A chiudere la mostra troviamo “A/R”, una sezione (anzi, movimento) composta dall’opera a quattro mani di Daniela Perego e Maurizio Taioli che offre echi kounellisiani. Già dal titolo, graficamente vicino ad “AIR”, è chiara la sua posizione all’interno del percorso espositivo: l’intervento, proprio come l’installazione di IDEM Studio, abbraccia le architetture – questa volta interne – del Castello, creando un perfetto bilanciamento che fa ritornare Da Capo.

Con questa amplissima intuizione teorica, Lacertosa impila artisti, stili, espedienti visivi e giochi prospettici in un’esperienza allo stesso tempo strutturata, ma libera di frammentarsi e ricomporsi, fermarsi e ripartire, svelare e celare, in ogni sala del Castello. In questo, Pittura Ambiente I si pone come continuazione ideale di alcune delle più importanti esposizioni ospitate a Rivara; non solo della rassegna Equinozio d’Autunno come viene esplicitamente evidenziato fin dalle prime righe del testo di sala, ma soprattutto delle collettive presenti tra metà anni ’80 e metà anni ’90: Palestra (1988), C’è Cultura Perché C’è Natura, C’è Natura Perché C’è Cultura (1990), Aspetti e Pratiche dell’Arte Europea (1990), Itineraries (1991), Viaggio a Los Angeles (1992), Paesaggi (1994).

All’interno di Pittura Ambiente I c’è la stessa urgenza che possiamo ritrovare nelle mostre appena citate, anche solo sfogliandone il catalogo. In tutta questa serie di esposizioni collettive si poteva osservare una necessità intrinseca di utilizzare la ricerca e le opere degli artisti selezionati per sviluppare un discorso culturale, così da fare il punto sul mondo dell’arte o per veicolare riflessioni teoriche sul sistema del contemporaneo. Si volevano offrire ai visitatori degli ambienti, attraverso il recupero dell’indeterminazione dei significati delle opere d’arte che, questi stessi ambienti, andavano a crearli.

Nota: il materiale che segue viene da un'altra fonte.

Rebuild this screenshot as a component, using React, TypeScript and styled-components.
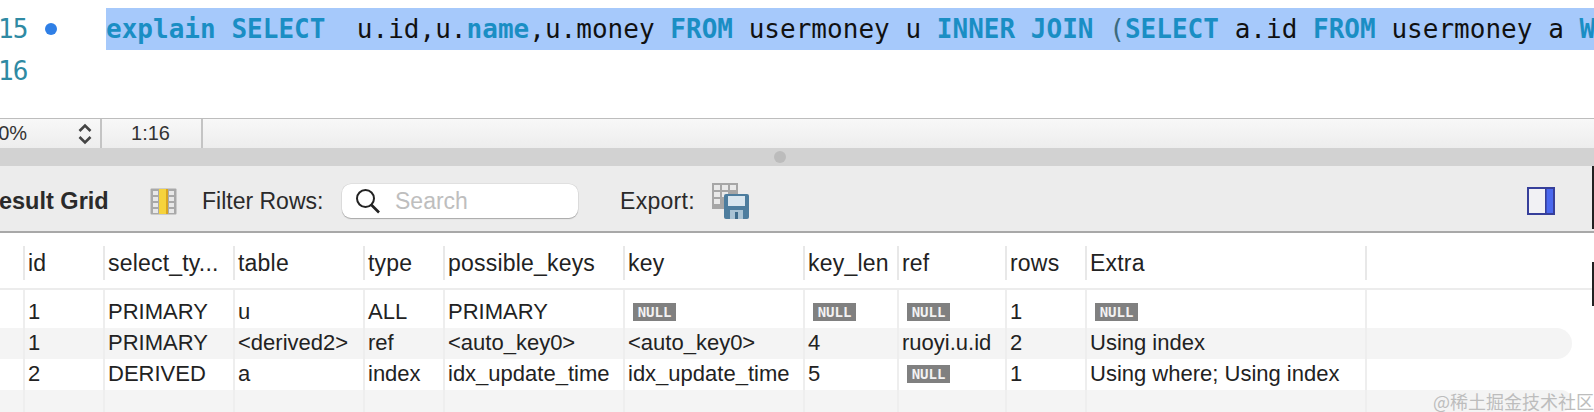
import React from "react";
import styled, { createGlobalStyle } from "styled-components";

const GlobalStyle = createGlobalStyle`
  html, body {
    margin: 0;
    padding: 0;
    background: #fff;
  }
`;

const columns = [23, 80, 130, 130, 80, 180, 180, 94, 108, 80, 280, 207];
const headers = ["", "id", "select_ty...", "table", "type", "possible_keys", "key", "key_len", "ref", "rows", "Extra", ""];
const rows: (string | null)[][] = [
  ["", "1", "PRIMARY", "u", "ALL", "PRIMARY", null, null, null, "1", null, ""],
  ["", "1", "PRIMARY", "<derived2>", "ref", "<auto_key0>", "<auto_key0>", "4", "ruoyi.u.id", "2", "Using index", ""],
  ["", "2", "DERIVED", "a", "index", "idx_update_time", "idx_update_time", "5", null, "1", "Using where; Using index", ""],
  ["", "", "", "", "", "", "", "", "", "", "", ""],
];
const rowHeights = [38, 31, 31, 22];
const rowShifts = [6, -2, -2, 0];

const Kw = ({ children }: { children: React.ReactNode }) => <Keyword>{children}</Keyword>;

const App = () => {
  return (
    <Page>
      <GlobalStyle />
      <Editor>
        <CodeLine>
          <LineNumber>15</LineNumber>
          <Gutter>
            <Dot />
          </Gutter>
          <Selected>
            <Kw>explain</Kw> <Kw>SELECT</Kw>{"  "}u.id,u.<Name>name</Name>,u.money <Kw>FROM</Kw> usermoney u{" "}
            <Kw>INNER</Kw> <Kw>JOIN</Kw> <Paren>(</Paren>
            <Kw>SELECT</Kw> a.id <Kw>FROM</Kw> usermoney a <Kw>WHERE</Kw>
          </Selected>
        </CodeLine>
        <CodeLine>
          <LineNumber>16</LineNumber>
        </CodeLine>
      </Editor>

      <StatusBar>
        <ZoomCell>
          <span>100%</span>
          <svg width="16" height="24" viewBox="0 0 16 24" fill="none" stroke="#444" strokeWidth="2.6">
            <path d="M2.5 9 L8 3.5 L13.5 9" />
            <path d="M2.5 15 L8 20.5 L13.5 15" />
          </svg>
        </ZoomCell>
        <PositionCell>1:16</PositionCell>
      </StatusBar>

      <Splitter>
        <Handle />
      </Splitter>

      <Toolbar>
        <GridTitle>Result Grid</GridTitle>
        <FormEditorIcon />
        <ToolLabel>Filter Rows:</ToolLabel>
        <SearchBox>
          <svg width="26" height="26" viewBox="0 0 26 26" fill="none" stroke="#222" strokeWidth="2">
            <circle cx="10.5" cy="10.5" r="8.5" />
            <path d="M16.5 17 L24 24.5" strokeWidth="2.6" />
          </svg>
          <SearchHint>Search</SearchHint>
        </SearchBox>
        <ExportLabel>Export:</ExportLabel>
        <ExportIcon />
        <PanelToggle />
      </Toolbar>

      <Table>
        <HeaderRow>
          {headers.map((h, i) => (
            <HeaderCell key={i} style={{ width: columns[i] }} $first={i === 0}>
              {h}
            </HeaderCell>
          ))}
        </HeaderRow>
        {rows.map((row, r) => (
          <DataRow key={r} $striped={r % 2 === 1} $height={rowHeights[r]}>
            {row.map((value, i) => (
              <DataCell key={i} style={{ width: columns[i] }} $first={i === 0} $shift={rowShifts[r]}>
                {value === null ? <NullBadge>NULL</NullBadge> : value}
              </DataCell>
            ))}
          </DataRow>
        ))}
      </Table>

      <EdgeTop />
      <EdgeBottom />
      <Watermark>@稀土掘金技术社区</Watermark>
    </Page>
  );
};

const FormEditorIcon = () => (
  <IconSlot $left={40}>
    <svg width="27" height="27" viewBox="0 0 27 27">
      <rect x="0.5" y="0.5" width="26" height="26" rx="1" fill="#a9a9a9" />
      <rect x="3" y="3" width="5" height="4" fill="#e8e8e8" />
      <rect x="3" y="9" width="5" height="4" fill="#e8e8e8" />
      <rect x="3" y="15" width="5" height="4" fill="#e8e8e8" />
      <rect x="3" y="21" width="5" height="4" fill="#e8e8e8" />
      <rect x="19" y="3" width="5" height="4" fill="#e8e8e8" />
      <rect x="19" y="9" width="5" height="4" fill="#e8e8e8" />
      <rect x="19" y="15" width="5" height="4" fill="#e8e8e8" />
      <rect x="19" y="21" width="5" height="4" fill="#e8e8e8" />
      <rect x="9" y="1" width="9" height="25" fill="#f6d33c" />
      <rect x="16" y="1" width="2" height="25" fill="#d9a520" />
    </svg>
  </IconSlot>
);

const ExportIcon = () => (
  <IconSlot $left={17}>
    <svg width="37" height="36" viewBox="0 0 37 36">
      <rect x="0" y="0" width="26" height="26" fill="#a6a6a6" />
      <g fill="#e9e9e9">
        <rect x="2" y="2" width="6" height="5" />
        <rect x="10" y="2" width="6" height="5" />
        <rect x="18" y="2" width="6" height="5" />
        <rect x="2" y="9" width="6" height="5" />
        <rect x="10" y="9" width="6" height="5" />
        <rect x="2" y="16" width="6" height="5" />
      </g>
      <rect x="12" y="11" width="25" height="25" rx="2" fill="#4d7d9e" />
      <rect x="16" y="13" width="17" height="10" fill="#d9e6ef" />
      <rect x="18" y="27" width="13" height="9" fill="#a9c3d4" />
      <rect x="23" y="29" width="3" height="7" fill="#3f6c8b" />
    </svg>
  </IconSlot>
);

const PanelToggle = () => (
  <PanelSlot>
    <svg width="28" height="28" viewBox="0 0 28 28">
      <rect x="1" y="1" width="26" height="26" fill="#f1f1f4" stroke="#363f9a" strokeWidth="2" />
      <rect x="18" y="2" width="8" height="24" fill="#4a68ee" />
      <rect x="18" y="1" width="1.6" height="26" fill="#363f9a" />
    </svg>
  </PanelSlot>
);

const Page = styled.div`
  position: relative;
  width: 1594px;
  height: 412px;
  overflow: hidden;
  background: #fff;
  font-family: "Liberation Sans", Arial, sans-serif;
  color: #222;
`;

const Editor = styled.div`
  height: 118px;
  box-sizing: border-box;
  padding-top: 8px;
  background: #fff;
`;

const CodeLine = styled.div`
  display: flex;
  align-items: center;
  height: 42px;
  font-family: "DejaVu Sans Mono", monospace;
  font-size: 26px;
  letter-spacing: 0.02px;
  white-space: pre;
`;

const LineNumber = styled.div`
  flex: none;
  width: 29px;
  margin-left: -2px;
  color: #2f8aa3;
  letter-spacing: -1px;
`;

const Gutter = styled.div`
  flex: none;
  width: 79px;
  display: flex;
  align-items: center;
  padding-left: 18px;
  box-sizing: border-box;
`;

const Dot = styled.div`
  width: 12px;
  height: 12px;
  border-radius: 50%;
  background: #2f7fe6;
`;

const Selected = styled.div`
  flex: 1;
  height: 42px;
  line-height: 43px;
  background: #a6c9fb;
  color: #111;
  overflow: hidden;
`;

const Keyword = styled.span`
  color: #1a8ec4;
  font-weight: 700;
`;

const Name = styled.span`
  color: #1a8ec4;
  font-weight: 700;
`;

const Paren = styled.span`
  color: #3c6b7e;
`;

const StatusBar = styled.div`
  display: flex;
  height: 30px;
  box-sizing: border-box;
  border-top: 1px solid #bdbdbd;
  background: linear-gradient(#f8f8f8, #ededed);
  font-size: 20px;
  color: #333;
`;

const ZoomCell = styled.div`
  flex: none;
  display: flex;
  align-items: center;
  justify-content: space-between;
  box-sizing: border-box;
  margin-left: -24px;
  width: 126px;
  padding-right: 7px;
  border-right: 2px solid #c4c4c4;
`;

const PositionCell = styled.div`
  width: 101px;
  flex: none;
  display: flex;
  align-items: center;
  justify-content: center;
  box-sizing: border-box;
  padding-right: 2px;
  border-right: 2px solid #c4c4c4;
`;

const Splitter = styled.div`
  height: 18px;
  display: flex;
  align-items: center;
  justify-content: center;
  padding-right: 34px;
  background: #d2d2d2;
`;

const Handle = styled.div`
  width: 12px;
  height: 12px;
  border-radius: 50%;
  background: #bcbcbc;
`;

const Toolbar = styled.div`
  display: flex;
  align-items: center;
  height: 67px;
  box-sizing: border-box;
  padding-top: 5px;
  border-bottom: 2px solid #a8a8a8;
  background: #ececec;
  font-size: 23px;
  color: #2a2a2a;
`;

const GridTitle = styled.div`
  flex: none;
  width: 128px;
  margin-left: -18px;
  font-weight: 700;
  font-size: 23.5px;
  white-space: nowrap;
`;

const IconSlot = styled.div<{ $left: number }>`
  flex: none;
  display: flex;
  margin-left: ${(p) => p.$left}px;
`;

const ToolLabel = styled.div`
  flex: none;
  margin-left: 25px;
  width: 120px;
  white-space: nowrap;
`;

const SearchBox = styled.div`
  flex: none;
  display: flex;
  align-items: center;
  gap: 14px;
  width: 236px;
  height: 34px;
  margin-left: 20px;
  padding-left: 13px;
  box-sizing: border-box;
  background: #fff;
  border-radius: 9px;
  box-shadow: 0 1px 1px #a9a9a9, 0 0 0 0.5px #d4d4d4;
`;

const SearchHint = styled.span`
  color: #bebebe;
  font-size: 23px;
`;

const ExportLabel = styled.div`
  flex: none;
  width: 75px;
  margin-left: 42px;
  letter-spacing: 0.3px;
  white-space: nowrap;
`;

const PanelSlot = styled.div`
  flex: none;
  display: flex;
  margin-left: auto;
  margin-right: 39px;
`;

const Table = styled.div`
  background: #fff;
  font-size: 22px;
  color: #222;
`;

const HeaderRow = styled.div`
  display: flex;
  align-items: center;
  height: 55px;
  border-bottom: 2px solid #ececec;
`;

const HeaderCell = styled.div<{ $first: boolean }>`
  flex: none;
  height: 34px;
  margin-top: 5px;
  line-height: 34px;
  padding-left: 3px;
  box-sizing: border-box;
  font-size: 23px;
  letter-spacing: 0.2px;
  white-space: nowrap;
  border-left: ${(p) => (p.$first ? "none" : "2px solid #e8e8e8")};
`;

const DataRow = styled.div<{ $striped: boolean; $height: number }>`
  display: flex;
  width: 1572px;
  height: ${(p) => p.$height}px;
  background: ${(p) => (p.$striped ? "#f4f4f4" : "#fff")};
  border-radius: 0 16px 16px 0;
`;

const DataCell = styled.div<{ $first: boolean; $shift: number }>`
  flex: none;
  display: flex;
  align-items: center;
  padding-left: 3px;
  padding-top: ${(p) => Math.max(p.$shift, 0)}px;
  padding-bottom: ${(p) => Math.max(-p.$shift, 0)}px;
  box-sizing: border-box;
  white-space: nowrap;
  border-left: ${(p) => (p.$first ? "none" : "2px solid #eeeeee")};
`;

const NullBadge = styled.span`
  width: 43px;
  height: 18px;
  margin-left: 5px;
  background: #808080;
  color: #f2f2f2;
  font-family: "DejaVu Sans Mono", monospace;
  font-weight: 700;
  font-size: 14px;
  line-height: 18px;
  text-align: center;
`;

const EdgeTop = styled.div`
  position: absolute;
  right: 0;
  top: 166px;
  width: 2px;
  height: 63px;
  background: #222;
`;

const EdgeBottom = styled.div`
  position: absolute;
  right: 0;
  top: 262px;
  width: 2px;
  height: 44px;
  background: #222;
`;

const Watermark = styled.div`
  position: absolute;
  right: 0;
  top: 389px;
  font-family: "Noto Sans CJK SC", "Liberation Sans", sans-serif;
  font-size: 18px;
  line-height: 24px;
  color: #bdbdbd;
  white-space: nowrap;
`;

export default App;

Esattamente come oggi fa la mostra curata da Lacertosa.

«La visita di una mostra diventa una penetrazione dello spazio e un atto di ricerca dell’arte, informato dal modo in cui la progressione conduce da un’opera d’arte all’altra: la mostra diventa un campo in cui queste opere d’arte sono elementi con i quali lo spettatore costruisce la sua narrativa». Comunicato stampa della mostra Itineraries, 8 giugno 1991.